## Dataset excerpt
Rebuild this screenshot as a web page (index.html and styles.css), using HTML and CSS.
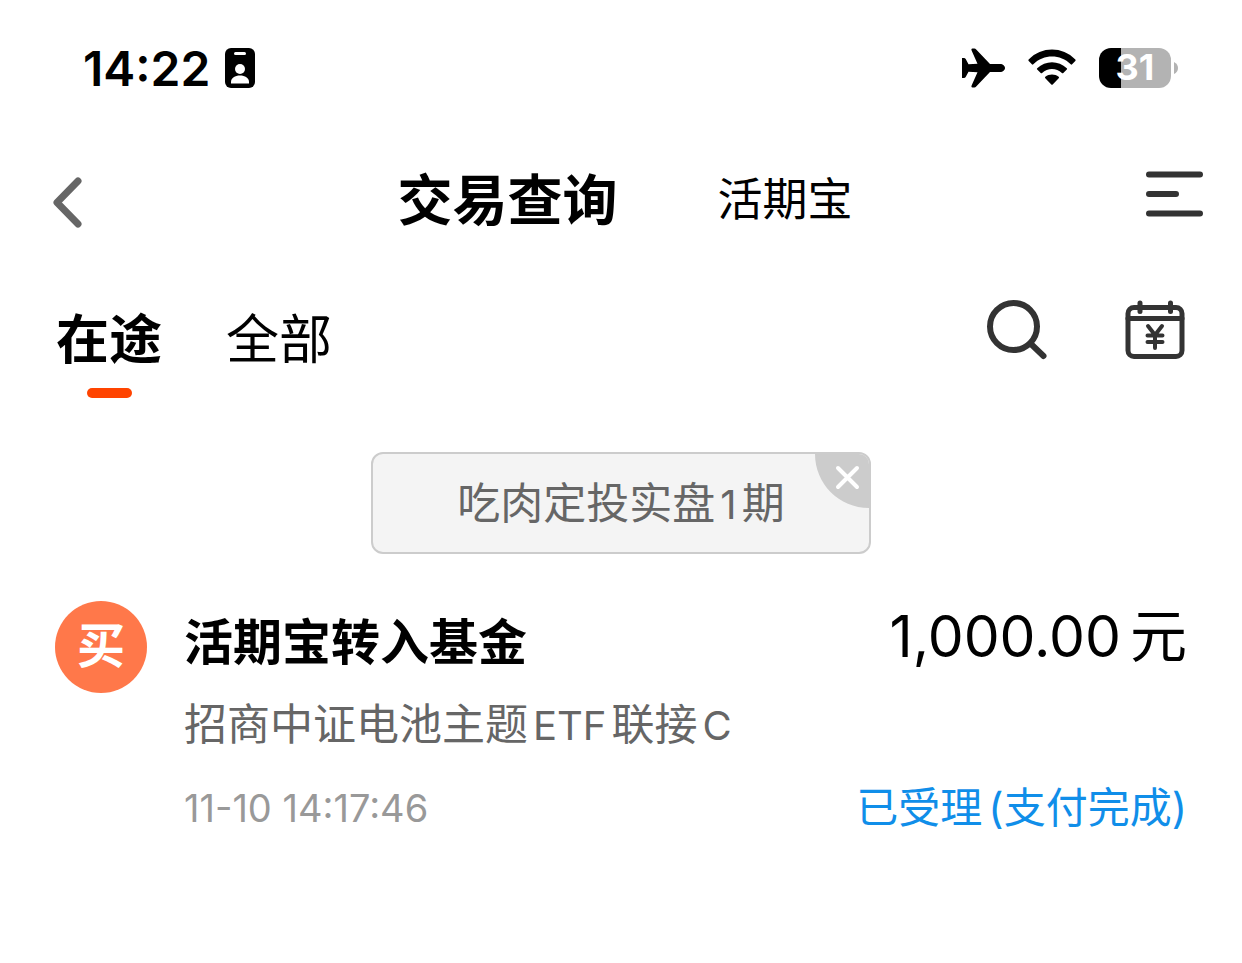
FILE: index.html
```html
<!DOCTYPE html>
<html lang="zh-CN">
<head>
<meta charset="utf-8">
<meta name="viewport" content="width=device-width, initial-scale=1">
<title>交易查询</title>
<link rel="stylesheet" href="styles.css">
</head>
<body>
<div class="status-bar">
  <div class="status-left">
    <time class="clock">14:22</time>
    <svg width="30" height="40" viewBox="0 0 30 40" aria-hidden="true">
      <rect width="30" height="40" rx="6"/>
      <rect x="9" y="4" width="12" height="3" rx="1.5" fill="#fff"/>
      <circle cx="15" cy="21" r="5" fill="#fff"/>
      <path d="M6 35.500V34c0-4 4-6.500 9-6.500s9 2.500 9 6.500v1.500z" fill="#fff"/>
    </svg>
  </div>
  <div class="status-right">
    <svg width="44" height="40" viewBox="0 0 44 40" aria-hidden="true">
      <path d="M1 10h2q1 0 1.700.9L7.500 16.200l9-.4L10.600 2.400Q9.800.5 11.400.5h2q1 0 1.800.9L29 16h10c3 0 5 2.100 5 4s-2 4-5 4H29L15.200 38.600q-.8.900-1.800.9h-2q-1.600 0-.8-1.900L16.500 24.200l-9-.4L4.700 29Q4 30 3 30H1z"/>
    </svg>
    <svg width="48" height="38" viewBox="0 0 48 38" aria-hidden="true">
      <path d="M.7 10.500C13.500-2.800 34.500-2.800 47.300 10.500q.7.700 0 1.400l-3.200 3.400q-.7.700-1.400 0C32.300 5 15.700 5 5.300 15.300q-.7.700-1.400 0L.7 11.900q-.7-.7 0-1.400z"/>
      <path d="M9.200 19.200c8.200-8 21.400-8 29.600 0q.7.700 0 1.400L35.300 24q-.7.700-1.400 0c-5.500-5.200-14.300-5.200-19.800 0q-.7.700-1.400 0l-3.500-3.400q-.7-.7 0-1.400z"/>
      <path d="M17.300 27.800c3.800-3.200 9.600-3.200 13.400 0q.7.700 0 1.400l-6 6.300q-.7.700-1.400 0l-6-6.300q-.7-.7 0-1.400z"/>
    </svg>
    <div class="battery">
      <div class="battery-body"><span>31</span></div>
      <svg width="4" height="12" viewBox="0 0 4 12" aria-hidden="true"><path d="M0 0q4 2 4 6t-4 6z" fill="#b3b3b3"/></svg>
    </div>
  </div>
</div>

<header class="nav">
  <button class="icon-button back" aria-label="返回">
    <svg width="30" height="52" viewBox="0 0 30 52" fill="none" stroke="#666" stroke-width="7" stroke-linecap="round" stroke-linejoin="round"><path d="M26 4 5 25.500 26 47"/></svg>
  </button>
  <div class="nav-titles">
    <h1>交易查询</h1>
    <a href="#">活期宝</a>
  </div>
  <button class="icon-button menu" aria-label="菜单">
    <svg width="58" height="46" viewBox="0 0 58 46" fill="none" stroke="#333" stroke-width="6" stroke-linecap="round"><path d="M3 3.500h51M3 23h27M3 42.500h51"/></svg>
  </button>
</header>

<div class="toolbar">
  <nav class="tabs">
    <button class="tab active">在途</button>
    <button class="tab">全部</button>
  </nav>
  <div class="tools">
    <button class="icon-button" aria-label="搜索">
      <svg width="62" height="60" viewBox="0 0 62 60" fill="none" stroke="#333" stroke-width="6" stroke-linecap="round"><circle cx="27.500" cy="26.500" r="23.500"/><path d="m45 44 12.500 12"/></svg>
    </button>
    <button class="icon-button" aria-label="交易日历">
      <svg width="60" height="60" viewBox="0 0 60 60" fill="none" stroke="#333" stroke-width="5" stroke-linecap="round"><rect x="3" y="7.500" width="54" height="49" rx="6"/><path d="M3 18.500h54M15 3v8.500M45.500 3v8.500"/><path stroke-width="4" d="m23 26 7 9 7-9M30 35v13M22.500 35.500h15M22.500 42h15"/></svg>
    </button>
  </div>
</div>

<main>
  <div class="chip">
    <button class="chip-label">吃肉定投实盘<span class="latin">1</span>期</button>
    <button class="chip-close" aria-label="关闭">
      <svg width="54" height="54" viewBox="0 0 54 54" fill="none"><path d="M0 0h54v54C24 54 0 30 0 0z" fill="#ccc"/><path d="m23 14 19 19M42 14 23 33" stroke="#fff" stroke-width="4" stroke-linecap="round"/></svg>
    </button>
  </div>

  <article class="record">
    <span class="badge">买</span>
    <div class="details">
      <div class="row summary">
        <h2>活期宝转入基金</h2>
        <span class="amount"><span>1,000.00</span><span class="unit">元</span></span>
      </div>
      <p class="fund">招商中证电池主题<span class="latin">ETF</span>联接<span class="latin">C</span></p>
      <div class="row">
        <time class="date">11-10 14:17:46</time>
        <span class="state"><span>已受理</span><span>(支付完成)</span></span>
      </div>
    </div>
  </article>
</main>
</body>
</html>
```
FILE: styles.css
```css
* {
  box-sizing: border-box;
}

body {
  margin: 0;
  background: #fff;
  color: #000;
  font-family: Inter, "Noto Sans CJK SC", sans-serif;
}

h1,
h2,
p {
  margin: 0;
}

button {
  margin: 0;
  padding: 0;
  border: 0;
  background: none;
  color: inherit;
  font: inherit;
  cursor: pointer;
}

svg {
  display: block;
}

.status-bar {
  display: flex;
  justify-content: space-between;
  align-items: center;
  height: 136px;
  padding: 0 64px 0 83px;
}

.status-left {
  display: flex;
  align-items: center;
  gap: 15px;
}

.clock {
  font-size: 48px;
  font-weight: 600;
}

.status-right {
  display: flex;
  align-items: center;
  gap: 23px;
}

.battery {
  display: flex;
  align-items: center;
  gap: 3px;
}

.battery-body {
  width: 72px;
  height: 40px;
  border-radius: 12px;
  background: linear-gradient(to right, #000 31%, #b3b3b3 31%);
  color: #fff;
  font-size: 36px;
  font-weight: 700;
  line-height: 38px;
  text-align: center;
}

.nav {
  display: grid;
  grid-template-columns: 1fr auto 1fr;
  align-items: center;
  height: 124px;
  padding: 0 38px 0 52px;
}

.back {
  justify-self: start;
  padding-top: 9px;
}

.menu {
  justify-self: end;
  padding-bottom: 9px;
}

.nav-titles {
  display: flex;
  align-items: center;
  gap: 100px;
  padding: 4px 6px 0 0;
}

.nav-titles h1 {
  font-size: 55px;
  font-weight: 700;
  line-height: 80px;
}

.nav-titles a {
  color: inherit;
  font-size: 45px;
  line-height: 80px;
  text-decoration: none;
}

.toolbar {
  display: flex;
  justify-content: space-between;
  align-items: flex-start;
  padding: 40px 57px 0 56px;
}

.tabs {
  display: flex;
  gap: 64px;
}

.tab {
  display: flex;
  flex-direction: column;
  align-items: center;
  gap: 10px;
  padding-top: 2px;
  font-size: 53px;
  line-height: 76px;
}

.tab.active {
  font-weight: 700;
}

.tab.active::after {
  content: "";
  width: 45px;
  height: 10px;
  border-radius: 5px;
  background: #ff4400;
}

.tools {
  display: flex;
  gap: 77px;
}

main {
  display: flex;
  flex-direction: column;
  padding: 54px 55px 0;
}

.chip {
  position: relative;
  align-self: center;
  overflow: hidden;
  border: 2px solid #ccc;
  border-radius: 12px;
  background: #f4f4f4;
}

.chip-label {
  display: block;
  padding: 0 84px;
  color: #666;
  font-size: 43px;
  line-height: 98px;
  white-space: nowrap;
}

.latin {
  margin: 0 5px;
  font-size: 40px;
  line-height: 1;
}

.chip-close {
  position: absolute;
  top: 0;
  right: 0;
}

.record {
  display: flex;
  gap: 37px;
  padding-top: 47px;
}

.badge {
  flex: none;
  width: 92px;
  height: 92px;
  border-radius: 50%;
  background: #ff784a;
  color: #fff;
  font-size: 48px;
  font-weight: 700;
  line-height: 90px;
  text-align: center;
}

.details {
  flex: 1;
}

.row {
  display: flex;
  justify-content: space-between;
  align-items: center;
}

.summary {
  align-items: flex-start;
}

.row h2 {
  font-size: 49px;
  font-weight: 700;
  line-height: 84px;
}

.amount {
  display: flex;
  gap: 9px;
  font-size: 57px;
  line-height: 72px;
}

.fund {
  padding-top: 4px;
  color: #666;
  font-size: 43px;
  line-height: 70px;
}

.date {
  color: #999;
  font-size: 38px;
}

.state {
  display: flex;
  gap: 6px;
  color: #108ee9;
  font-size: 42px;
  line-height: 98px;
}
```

## Aim
Copy every line of the data that holds the string "index".

## Written answer
Rebuild this screenshot as a web page (index.html and styles.css), using HTML and CSS.
FILE: index.html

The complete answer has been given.